Our day started with a trip back to Seoul Station (anyone would think we were train spotters we were spending so much time there) in order to catch our train down to Busan. 

We'd seen quite a few French style bakeries while we'd been walking round Seoul so decided to pop into Paris Baguette to grab some breakfast for the train. I picked a roll, beautifully shaped like a mini batard and Becks bought a roll and an orange juice. As we left the store I slowly realised we'd spent £15 on two bread rolls and a juice!

My roll was quite nice. A French batard would be crunchy and sour while this was quite soft and fluffy with only a mild sourness. The soft roll was definitely the preferred style across Korea and Japan.

We were the onto the TGV for our trip down to Busan. Little did we know that we were heading towards a typhoon that had struck the southern end of Korean overnight. A couple of hours into the journey we came to a halt at a station for around an hour. There didn't seem to much information being handed out and our Korean wasn't really up to understanding what announcements there were. Kindly a couple of the other passengers helped us understand that there was a landslide further up the line and we'd be taken one more station on the train and where buses would meet us.

There were TV cameras waiting for us at the final station (I did my best to get into shot). Luckily Becks was a bit more on the ball than I was as we headed for the buses, picking up on the difference between a bus to Busan and another to Usan.
The Busan Tower
Once we'd belatedly made it to our hotel we decided to head out for a walk as the sun was setting to see a little of Busan. We climbed up the steps from our hotel to Yongdusan Park, home of the Busan Tower above. The park wasn't too exciting, but it did help us get orientated. We saw quite a few branches down in the park which gave us further clues to the typhoon which had swept in the day before.
Our dinner stop
We left the park via the northern side and found ourselves in a fashion district, which wasn't ideal when we were looking for an early dinner - our first meal since breakfast on the train - and there weren't any restaurants to be seen.

We drifted around for a while and then found the lone café above. It looked a little rough around the edges, but I was straving so we headed in. Luckily they had a single English menu to give to us. We ordered some steamed dumplings, a bowl of noodle soup and some gimbap which I hadn't heard of before, but Becks told me was a traditional Korean dish.

The dumplings were really tasty, but the other two dishes were less memorable. The gimbap contained spam and that definitely wasn't advertised on the menu.....
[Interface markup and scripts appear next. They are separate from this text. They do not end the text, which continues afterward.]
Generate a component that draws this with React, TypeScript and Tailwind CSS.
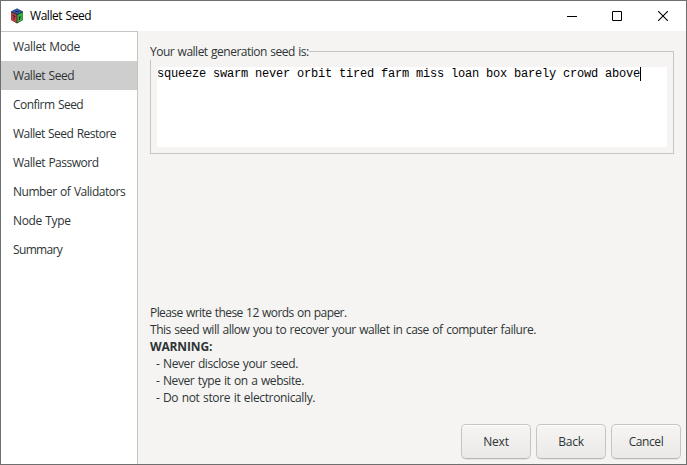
import React from 'react';

const steps = [
  { label: 'Wallet Mode', tracking: 'tracking-[-0.35px]' },
  { label: 'Wallet Seed', tracking: 'tracking-[-0.45px]' },
  { label: 'Confirm Seed', tracking: 'tracking-[-0.53px]' },
  { label: 'Wallet Seed Restore', tracking: 'tracking-[-0.53px]' },
  { label: 'Wallet Password', tracking: 'tracking-[-0.48px]' },
  { label: 'Number of Validators', tracking: 'tracking-[-0.47px]' },
  { label: 'Node Type', tracking: 'tracking-[-0.38px]' },
  { label: 'Summary', tracking: 'tracking-[-0.65px]' },
];

const warnings = [
  { text: 'Never disclose your seed.', tracking: 'tracking-[-0.4px]' },
  { text: 'Never type it on a website.', tracking: 'tracking-[-0.42px]' },
  { text: 'Do not store it electronically.', tracking: 'tracking-[-0.36px]' },
];

const buttons = [
  { label: 'Next', tracking: 'tracking-[-0.25px]' },
  { label: 'Back', tracking: 'tracking-[-0.3px]' },
  { label: 'Cancel', tracking: 'tracking-[-0.4px]' },
];

function CubeIcon() {
  return (
    <svg width="14" height="16" viewBox="0 0 14 16">
      <path d="M7 .5 13 3.5v8.5L7 15.5 1 12V3.5Z" fill="#252b2c" />
      <path d="M7 .5 12.6 3.4 7 6.3 1.4 3.4Z" fill="#2f58ac" />
      <path d="M1.2 4.3 6.6 7.1v7.6L1.2 11.7Z" fill="#cf3f45" />
      <path d="M12.8 4.3 7.4 7.1v7.6l5.4-3Z" fill="#32b63c" />
      <path d="M5.5 3.5h3M2.5 7l3 1.5M4 8v3.5M9.5 8.5v3.5M9.5 9.8 11 8.8" stroke="#252b2c" strokeWidth="1" fill="none" />
    </svg>
  );
}

export default function App() {
  return (
    <div className="flex h-[465px] w-[687px] flex-col overflow-hidden border border-[#6f6f6f] bg-[#f5f4f2] font-['Open_Sans','Noto_Sans',sans-serif] text-[12px] leading-[17px] text-[#2e3436] [word-spacing:0.8px]">
      <header className="flex h-[30px] shrink-0 items-center bg-white pl-[9px] text-black">
        <CubeIcon />
        <span className="ml-[6px] pb-px whitespace-nowrap tracking-[-0.45px]">Wallet Seed</span>
        <div className="ml-auto flex h-full">
          <div className="flex w-[45px] items-center justify-center">
            <svg width="10" height="10" shapeRendering="crispEdges"><path d="M0 5.5h10" stroke="#000" /></svg>
          </div>
          <div className="flex w-[45px] items-center justify-center">
            <svg width="10" height="10"><path d="M.5.5h9v9h-9z" fill="none" stroke="#000" /></svg>
          </div>
          <div className="flex w-[47px] items-center justify-center">
            <svg width="10" height="10"><path d="m0 0 10 10M10 0 0 10" stroke="#000" strokeWidth="1.1" /></svg>
          </div>
        </div>
      </header>
      <div className="flex min-h-0 flex-1">
        <nav className="w-[137px] shrink-0 border-t border-r border-[#c8c4bf] bg-white">
          {steps.map((s) => (
            <div key={s.label} className={`flex h-[29px] items-center whitespace-nowrap pl-3 ${s.tracking} ${s.label === 'Wallet Seed' ? 'bg-[#cecece]' : ''}`}>
              {s.label}
            </div>
          ))}
        </nav>
        <main className="flex flex-1 flex-col pl-3">
          <fieldset className="mt-[12px] h-[111px] w-[524px] border border-[#c8c4bf] px-[6px]">
            <legend className="-ml-[7px] h-[17px] whitespace-nowrap tracking-[-0.5px]">Your wallet generation seed is:</legend>
            <div className="mt-[7px] flex h-[80px] w-[510px] bg-white font-['Courier_New','Liberation_Mono',monospace] text-[12px] leading-[14px] whitespace-nowrap text-black [word-spacing:0px]">
              <span className="tracking-[-0.201px]">squeeze swarm never orbit tired farm miss loan box barely crowd above</span>
              <span className="h-[14px] w-px bg-black" />
            </div>
          </fieldset>
          <div className="mt-auto whitespace-nowrap">
            <p className="tracking-[-0.57px]">Please write these 12 words on paper.</p>
            <p className="tracking-[-0.46px]">This seed will allow you to recover your wallet in case of computer failure.</p>
            <p className="font-bold tracking-[-0.15px]">WARNING:</p>
            {warnings.map((w) => (
              <p key={w.text} className={`flex pl-[6px] ${w.tracking}`}>
                <span className="w-[7px]">-</span>
                <span>{w.text}</span>
              </p>
            ))}
          </div>
          <footer className="mt-[18px] mr-[5px] mb-[5px] flex justify-end gap-[5px]">
            {buttons.map((b) => (
              <button key={b.label} className={`h-[35px] w-[70px] rounded-[5px] border border-[#c8c4bf] border-b-[#bab6b1] bg-linear-to-b from-[#f6f5f3] to-[#eae9e7] shadow-[inset_0_1px_#ffffff,0_1px_1px_#00000010] ${b.tracking}`}>
                {b.label}
              </button>
            ))}
          </footer>
        </main>
      </div>
    </div>
  );
}
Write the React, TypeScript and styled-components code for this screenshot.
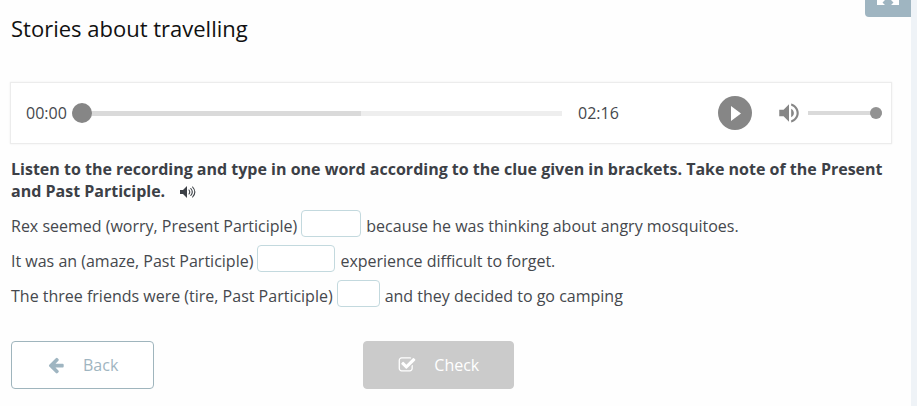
import React, { useState } from "react";
import styled, { createGlobalStyle } from "styled-components";

const GlobalStyle = createGlobalStyle`
  *, *::before, *::after { box-sizing: border-box; }
  body {
    margin: 0;
    background: #eff3f7;
    color: #45484d;
    font-family: "Open Sans", "Noto Sans", sans-serif;
    font-size: 16px;
    line-height: 22px;
  }
  button, input { font: inherit; }
`;

const Page = styled.main`
  position: relative;
  min-height: 100vh;
  margin-right: 6px;
  padding: 13px 19px 17px 11px;
  background: #fefefe;
  overflow: hidden;
`;

const Title = styled.h1`
  margin: 0 0 39px;
  color: #111;
  font-size: 22px;
  font-weight: 400;
  line-height: 30px;
`;

const FullscreenButton = styled.button`
  position: absolute;
  top: -30px;
  right: 0;
  display: flex;
  align-items: center;
  justify-content: center;
  width: 46px;
  height: 47px;
  padding: 0;
  border: 0;
  border-radius: 4px 0 0 4px;
  background: #9fb5c1;
  color: #fff;
`;

const Player = styled.section`
  display: flex;
  align-items: center;
  height: 62px;
  margin-left: -1px;
  padding: 0 9px 0 15px;
  border: 1px solid #ececec;
  background: #fff;
  box-shadow: 0 0 2px #eee;
`;

const Time = styled.span`
  flex: none;
  width: 46px;
`;

const Slider = styled.input<{ $thumb: number; $line: number; $track: string; $knob: string }>`
  appearance: none;
  flex: none;
  height: 20px;
  margin: 0;
  background: transparent;

  &::-webkit-slider-runnable-track {
    height: ${(p) => p.$line}px;
    background: ${(p) => p.$track};
  }
  &::-webkit-slider-thumb {
    appearance: none;
    width: ${(p) => p.$thumb}px;
    height: ${(p) => p.$thumb}px;
    margin-top: calc((${(p) => p.$line}px - ${(p) => p.$thumb}px) / 2);
    border: 0;
    border-radius: 50%;
    background: ${(p) => p.$knob};
  }
`;

const SeekSlider = styled(Slider)`
  flex: 1 1 0;
  min-width: 60px;
  margin-right: 16px;
`;

const VolumeSlider = styled(Slider)`
  width: 74px;
  margin-left: 6px;
`;

const IconButton = styled.button`
  display: flex;
  align-items: center;
  justify-content: center;
  flex: none;
  padding: 0;
  border: 0;
  background: transparent;
  color: #868686;
`;

const PlayButton = styled(IconButton)`
  width: 34px;
  height: 34px;
  margin: 0 24px 0 94px;
  border-radius: 50%;
  background: #868686;
  color: #fff;
`;

const Instruction = styled.h2`
  margin: 14px 0 6px;
  color: #3c4046;
  font-size: 16px;
  font-weight: 700;
  line-height: 22px;
`;

const ListenButton = styled(IconButton)`
  display: inline-flex;
  margin-left: 15px;
  color: #3c4046;
  vertical-align: -1px;
`;

const Sentence = styled.label`
  display: flex;
  align-items: center;
  height: 35px;
`;

const Blank = styled.input<{ $width: number }>`
  width: ${(p) => p.$width}px;
  height: 27px;
  margin: 0 5px 5px 4px;
  padding: 0 6px;
  border: 1px solid #c3d9de;
  border-radius: 4px;
  background: #fff;
  color: inherit;
`;

const Actions = styled.div`
  display: flex;
  gap: 209px;
  margin-top: 28px;
`;

const ActionButton = styled.button<{ $filled?: boolean }>`
  display: flex;
  align-items: center;
  gap: 18px;
  height: 48px;
  padding: 0 ${(p) => (p.$filled ? 34 : 35)}px;
  border: 1px solid ${(p) => (p.$filled ? "#cbcbcb" : "#9fb5bd")};
  border-radius: 4px;
  background: ${(p) => (p.$filled ? "#cbcbcb" : "#fff")};
  color: ${(p) => (p.$filled ? "#fff" : "#9fb5c1")};
`;

const sentences = [
  { id: "worry", before: "Rex seemed (worry, Present Participle)", width: 60, after: "because he was thinking about angry mosquitoes." },
  { id: "amaze", before: "It was an (amaze, Past Participle)", width: 78, after: "experience difficult to forget." },
  { id: "tire", before: "The three friends were (tire, Past Participle)", width: 43, after: "and they decided to go camping" },
];

const FullscreenIcon = () => (
  <svg width="22" height="22" viewBox="0 0 22 22" fill="currentColor" aria-hidden="true">
    <path d="M0 0h8L5.500 2.500 9 6 6 9 2.500 5.500 0 8zM22 0h-8l2.500 2.500L13 6l3 3 3.500-3.500L22 8zM0 22h8l-2.500-2.500L9 16l-3-3-3.500 3.500L0 14zM22 22h-8l2.500-2.500L13 16l3-3 3.500 3.500L22 14z" />
  </svg>
);

const PlayIcon = () => (
  <svg width="34" height="34" viewBox="0 0 34 34" fill="currentColor" aria-hidden="true">
    <path d="M13 10v15l10-7.500z" />
  </svg>
);

const VolumeIcon = () => (
  <svg width="26" height="26" viewBox="0 0 24 24" fill="currentColor" aria-hidden="true">
    <path d="M3 9v6h4l5 5V4L7 9H3zm13.500 3c0-1.770-1.020-3.290-2.500-4.030v8.050c1.480-.73 2.500-2.250 2.500-4.020zM14 3.230v2.060c2.890.86 5 3.540 5 6.710s-2.110 5.850-5 6.710v2.060c4.010-.91 7-4.490 7-8.770s-2.990-7.860-7-8.770z" />
  </svg>
);

const SpeakerIcon = () => (
  <svg width="16" height="12" viewBox="0 0 16 12" aria-hidden="true">
    <path d="M0 4h3l4-4v12L3 8H0z" fill="currentColor" />
    <path d="M9 4q1.500 2 0 4M10.800 2.500q3 3.500 0 7M12.600 1q4.500 5 0 10" fill="none" stroke="currentColor" strokeWidth="1.100" strokeLinecap="round" />
  </svg>
);

const BackIcon = () => (
  <svg width="18" height="18" viewBox="0 0 1792 1792" fill="currentColor" aria-hidden="true">
    <path d="M1664 896v128q0 53-32.500 90.500t-84.500 37.500h-704l293 294q38 36 38 90t-38 90l-75 76q-37 37-90 37-52 0-91-37l-651-652q-37-37-37-90 0-52 37-91l651-650q38-38 91-38 52 0 90 38l75 74q38 38 38 91t-38 91l-293 293h704q52 0 84.500 37.500t32.500 90.500z" />
  </svg>
);

const CheckIcon = () => (
  <svg width="18" height="18" viewBox="0 0 1792 1792" fill="currentColor" aria-hidden="true">
    <path d="M1472 930v318q0 119-84.500 203.500t-203.500 84.500h-832q-119 0-203.500-84.500t-84.500-203.500v-832q0-119 84.500-203.500t203.500-84.500h832q63 0 117 25 15 7 18 23 3 17-9 29l-49 49q-10 10-23 10-3 0-9-2-23-6-45-6h-832q-66 0-113 47t-47 113v832q0 66 47 113t113 47h832q66 0 113-47t47-113v-254q0-13 9-22l64-64q10-10 23-10 6 0 12 3 20 8 20 29zm231-489l-814 814q-24 24-57 24t-57-24l-430-430q-24-24-24-57t24-57l110-110q24-24 57-24t57 24l263 263 647-647q24-24 57-24t57 24l110 110q24 24 24 57t-24 57z" />
  </svg>
);

export default function App() {
  const [position, setPosition] = useState(0);
  const [volume, setVolume] = useState(100);
  const [answers, setAnswers] = useState<Record<string, string>>({});

  return (
    <>
      <GlobalStyle />
      <Page>
        <FullscreenButton type="button" aria-label="Full screen"><FullscreenIcon /></FullscreenButton>
        <Title>Stories about travelling</Title>
        <Player aria-label="Audio player">
          <Time>00:00</Time>
          <SeekSlider
            type="range" aria-label="Seek" min={0} max={136} value={position}
            onChange={(e: React.ChangeEvent<HTMLInputElement>) => setPosition(Number(e.target.value))}
            $thumb={20} $line={5} $knob="#868686"
            $track="linear-gradient(to right, #dadada 59%, #eee 59%)"
          />
          <Time>02:16</Time>
          <PlayButton type="button" aria-label="Play"><PlayIcon /></PlayButton>
          <IconButton type="button" aria-label="Mute"><VolumeIcon /></IconButton>
          <VolumeSlider
            type="range" aria-label="Volume" min={0} max={100} value={volume}
            onChange={(e: React.ChangeEvent<HTMLInputElement>) => setVolume(Number(e.target.value))}
            $thumb={12} $line={4} $knob="#929292" $track="#dadada"
          />
        </Player>
        <Instruction>
          Listen to the recording and type in one word according to the clue given in brackets. Take note of the Present and Past Participle.
          <ListenButton type="button" aria-label="Listen to the instruction"><SpeakerIcon /></ListenButton>
        </Instruction>
        {sentences.map((s) => (
          <Sentence key={s.id}>
            {s.before}
            <Blank
              type="text" $width={s.width} value={answers[s.id] ?? ""}
              onChange={(e: React.ChangeEvent<HTMLInputElement>) => setAnswers({ ...answers, [s.id]: e.target.value })}
            />
            {s.after}
          </Sentence>
        ))}
        <Actions>
          <ActionButton type="button"><BackIcon />Back</ActionButton>
          <ActionButton type="button" $filled><CheckIcon />Check</ActionButton>
        </Actions>
      </Page>
    </>
  );
}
We continued our wonder round Busan after dinner, of course heading straight into the restaurant district which was only 5 - 10 mins walk away. We also did a bit more Christmas gift shopping for the family.
Before heading back to our hotel we popped into the big Lotte Department stall. We grabbed an ice cream and then because I was still hungry I bought a bulgogi burger from the local rival to McDonald's, Lotteria. Sadly it wasn't particularly special.

Fuelled up, we watched the largest indoor fountain in the world and followed signs up to the roof terrace on top of the department store. Sadly it was closed following the typhoon so we drifted back through the store and then home to our hotel.

A few random Korea observations:
- There are lots of public loos, which is great as a tourist
- There are barely any litter bins
- Don't assume that two lines will be anywhere close at a transport interchange. They love a long tunnel
- Shops love to cluster together in clusters so you find fashion, cosmetic and restaurant districts where there won't be any other shops.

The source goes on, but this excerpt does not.